Saturday, November 25, 2006

Wonderful Weekend or Accepting The Need For Change

What a wonderful weekend. I needed these days. Sometimes I worry that I’m spending my life too freely—packing time with activity (some of it worthwhile, some of it necessary, some of it just spent), but not with things that enrich.

I like activity. In college a friend remarked I like to keep busy. But it’s not that I like to keep busy, I like to suck the marrow out of the bones of every day—drink in those soft hours of morning, think about world events, laugh at human folly, do something to enrich the lives around me, read the good book and let it improve my soul, create something, whether it be art, food, a room or a set, revel in those golden hours of the afternoon, settle myself in softly to an evening with one I love or many.

But the signs are there. It’s almost here. I’m burning out. This feels like that last sprint of a race—those moments when it would be so much easier to just stop than keep on. I forget things. Which day is Emily’s birthday? Where was I going to go before I buy paint? What day is LOST on?

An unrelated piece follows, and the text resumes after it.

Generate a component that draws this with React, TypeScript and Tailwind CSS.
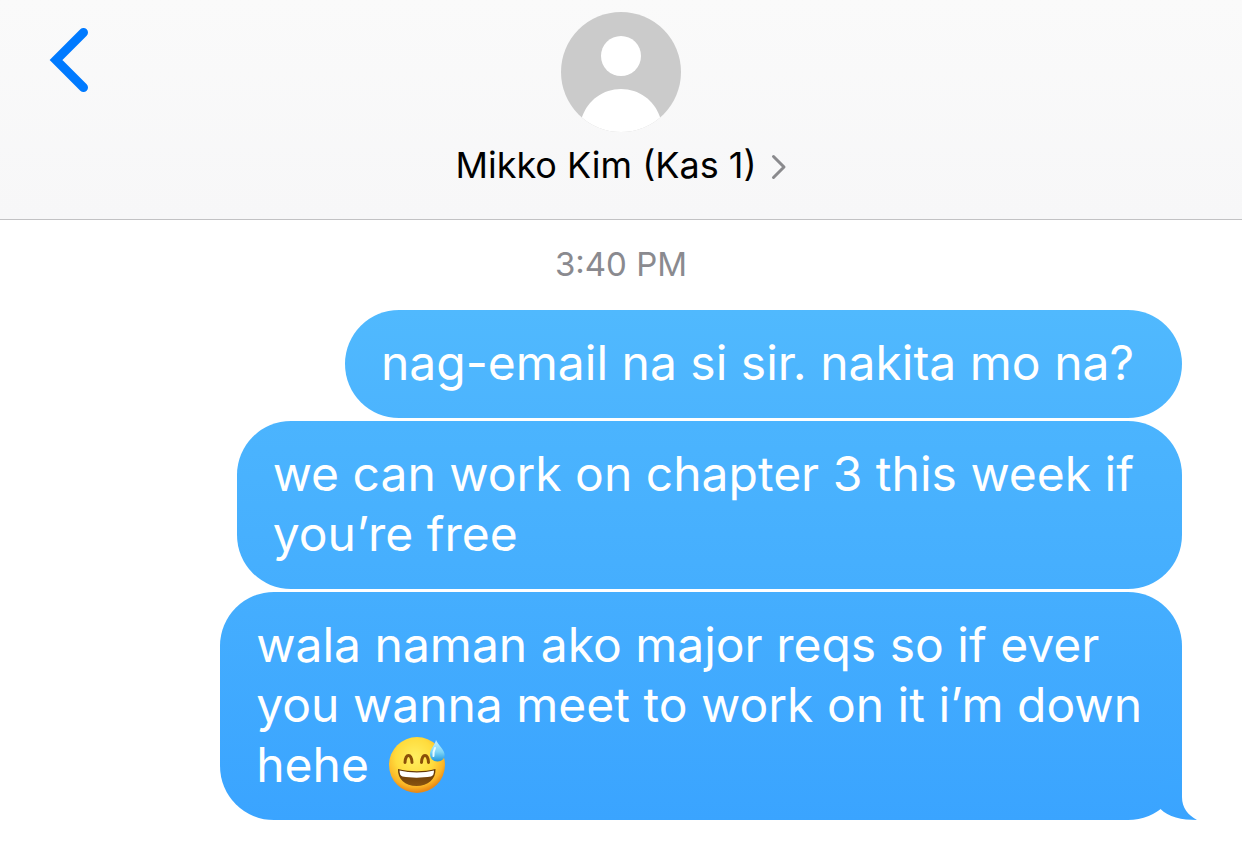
import clsx from 'clsx'
import type { ReactNode } from 'react'

interface BubbleProps {
  className: string
  tail?: boolean
  children: ReactNode
}

function BackIcon() {
  return (
    <svg viewBox="0 0 40 66" className="h-[66px] w-10" fill="none" aria-hidden="true">
      <path d="M35.5 4.5 L8 32 L35.5 59.5" stroke="#007aff" strokeWidth="9" strokeLinecap="round" strokeLinejoin="miter" />
    </svg>
  )
}

function Avatar() {
  return (
    <svg viewBox="0 0 120 120" className="size-[120px]" role="img" aria-label="Contact photo">
      <defs>
        <clipPath id="avatar-clip">
          <circle cx="60" cy="60" r="60" />
        </clipPath>
      </defs>
      <g clipPath="url(#avatar-clip)">
        <rect width="120" height="120" fill="#cbcbcb" />
        <circle cx="60" cy="44" r="20" fill="#fff" />
        <path d="M21 105 C27 88 42 77 60 77 C78 77 93 88 99 105 V120 H21 Z" fill="#fff" />
      </g>
    </svg>
  )
}

function SweatSmile() {
  return (
    <svg viewBox="0 0 58 58" className="-my-2 ml-1.5 inline-block size-[58px] align-[-4px]" role="img" aria-label="grinning face with sweat">
      <defs>
        <radialGradient id="face" cx="0.46" cy="0.36" r="0.62">
          <stop offset="0" stopColor="#ffef62" />
          <stop offset="0.55" stopColor="#ffdc3d" />
          <stop offset="0.85" stopColor="#fbb526" />
          <stop offset="1" stopColor="#ea8a16" />
        </radialGradient>
        <linearGradient id="mouth" x1="0" y1="0" x2="0" y2="1">
          <stop offset="0" stopColor="#5f3406" />
          <stop offset="1" stopColor="#8a5410" />
        </linearGradient>
        <linearGradient id="drop" x1="0" y1="0" x2="0" y2="1">
          <stop offset="0" stopColor="#c9f1ff" />
          <stop offset="0.55" stopColor="#7fd6f8" />
          <stop offset="1" stopColor="#2196dc" />
        </linearGradient>
      </defs>
      <circle cx="29" cy="29" r="28" fill="url(#face)" />
      <path d="M17 26.5 C17.5 17 23.500 17 24 26.5" fill="none" stroke="#8a4f08" strokeWidth="3" strokeLinecap="round" />
      <path d="M33.5 26.5 C34 17 40 17 40.5 26.5" fill="none" stroke="#8a4f08" strokeWidth="3" strokeLinecap="round" />
      <path d="M10 33 C22 36 36 36 47.5 33 C48 43 40 50 28.5 50 C17 50 9.5 43 10 33 Z" fill="url(#mouth)" />
      <path d="M11.5 34.5 C22 37 36 37 46 34.5 C46 38 45 40 43 40.5 C34 42 23 42 14.5 40.5 C12.5 40 11.5 38 11.5 34.5 Z" fill="#fff" />
      <path d="M48 4 C47 9 42 13 42 18 C42 22.5 45 25.5 49.5 25.5 C54 25.5 57 22.5 56.5 18 C56 13 50 9 48 4 Z" fill="url(#drop)" />
      <path d="M47 12 C45.5 15 45 17 45.5 20" fill="none" stroke="#e8faff" strokeWidth="2" strokeLinecap="round" />
    </svg>
  )
}

function Bubble({ className, tail = false, children }: BubbleProps) {
  return (
    <li
      className={clsx(
        'relative rounded-[54px] bg-linear-to-b pt-[23px] pb-[25px] pl-9 text-[48px] leading-[60px] text-white',
        className,
      )}
    >
      {children}
      {tail && (
        <svg viewBox="0 0 70 54" className="absolute -right-4 bottom-0 h-[54px] w-[70px]" aria-hidden="true">
          <defs>
            <linearGradient id="tail" x1="0" y1="0" x2="0" y2="1">
              <stop offset="0" stopColor="#3ca7ff" />
              <stop offset="1" stopColor="#3aa4ff" />
            </linearGradient>
          </defs>
          <path d="M54 0 V31 C54 42 60 49 69 54 C54 54 40 51 32.5 43 L30 20 Z" fill="url(#tail)" />
        </svg>
      )}
    </li>
  )
}

export default function App() {
  return (
    <div className="min-h-screen bg-white font-['Inter','Liberation_Sans',sans-serif]">
      <header className="grid grid-cols-[1fr_auto_1fr] items-start border-b border-[#c2c2c4] bg-linear-to-b from-[#fafafa] to-[#f7f7f8] pt-3 pb-8">
        <button type="button" aria-label="Back" className="mt-4 ml-12 w-10">
          <BackIcon />
        </button>
        <button type="button" className="flex flex-col items-center gap-[11px] text-black">
          <Avatar />
          <span className="flex items-center gap-3.5 text-[36px] leading-[44px]">
            Mikko Kim (Kas 1)
            <svg viewBox="0 0 16 26" className="mt-1 h-[26px] w-4" fill="none" aria-hidden="true">
              <path d="M2.5 2.5 L13 13 L2.5 23.5" stroke="#8a8a8d" strokeWidth="3" strokeLinecap="round" strokeLinejoin="round" />
            </svg>
          </span>
        </button>
      </header>
      <main className="pt-6 pb-7">
        <p className="text-center text-[33px] leading-[40px] text-[#8a8a8f]">3:40 PM</p>
        <ol className="mt-[26px] flex flex-col items-end gap-[3px] pr-[60px] pl-6">
          <Bubble className="from-[#50b9fe] to-[#4cb4fe] pr-12">nag-email na si sir. nakita mo na?</Bubble>
          <Bubble className="from-[#4bb4fe] to-[#45aefe] pr-12">
            we can work on chapter 3 this week if
            <br />
            you’re free
          </Bubble>
          <Bubble className="from-[#45aefe] to-[#3aa4ff] pr-10" tail>
            wala naman ako major reqs so if ever
            <br />
            you wanna meet to work on it i’m down
            <br />
            hehe <SweatSmile />
          </Bubble>
        </ol>
      </main>
    </div>
  )
}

I’m usually tired. When I pray, it’s hard to focus.

This weekend offered a reprieve. I’ve gone to bed at nine. I’ve woken up without an alarm (with an embarrassing number of hours in between). I actually folded ALL my laundry. I opted out of major Thanksgivings and had a plate of Boston Market with Kate while letting the dogs run free. I napped whenever I felt like it. I went welding. I spent serious time in the Word. I raked leaves on a beautiful fall day. I bought the book 101 Career Alternatives for Teachers. (I missed David profusely) I put up a Christmas tree and decorated it. Amy and Greg took me out for Korean. I finally got over to finish the mug I started at Jenny’s bachelorette party. I thought about what I might buy people for Christmas. I researched what it would cost to meet my family in CA over Christmas (Tom will be home from Germany briefly!).

It’s been good.

I need to make changes. I know this. I’m tired of being tired and stressed and always working two days ahead of the day that I’m living. I don't want to be the whiney Meg. Like my weight, it's had to come to the right moment for me to realize how good I feel when there's less in my life. But it’s scary. Some of those changes will come naturally. Some will be a hard push. And all will require more thought, planning and energy than I feel like I have. I like change. Why is all this so daunting?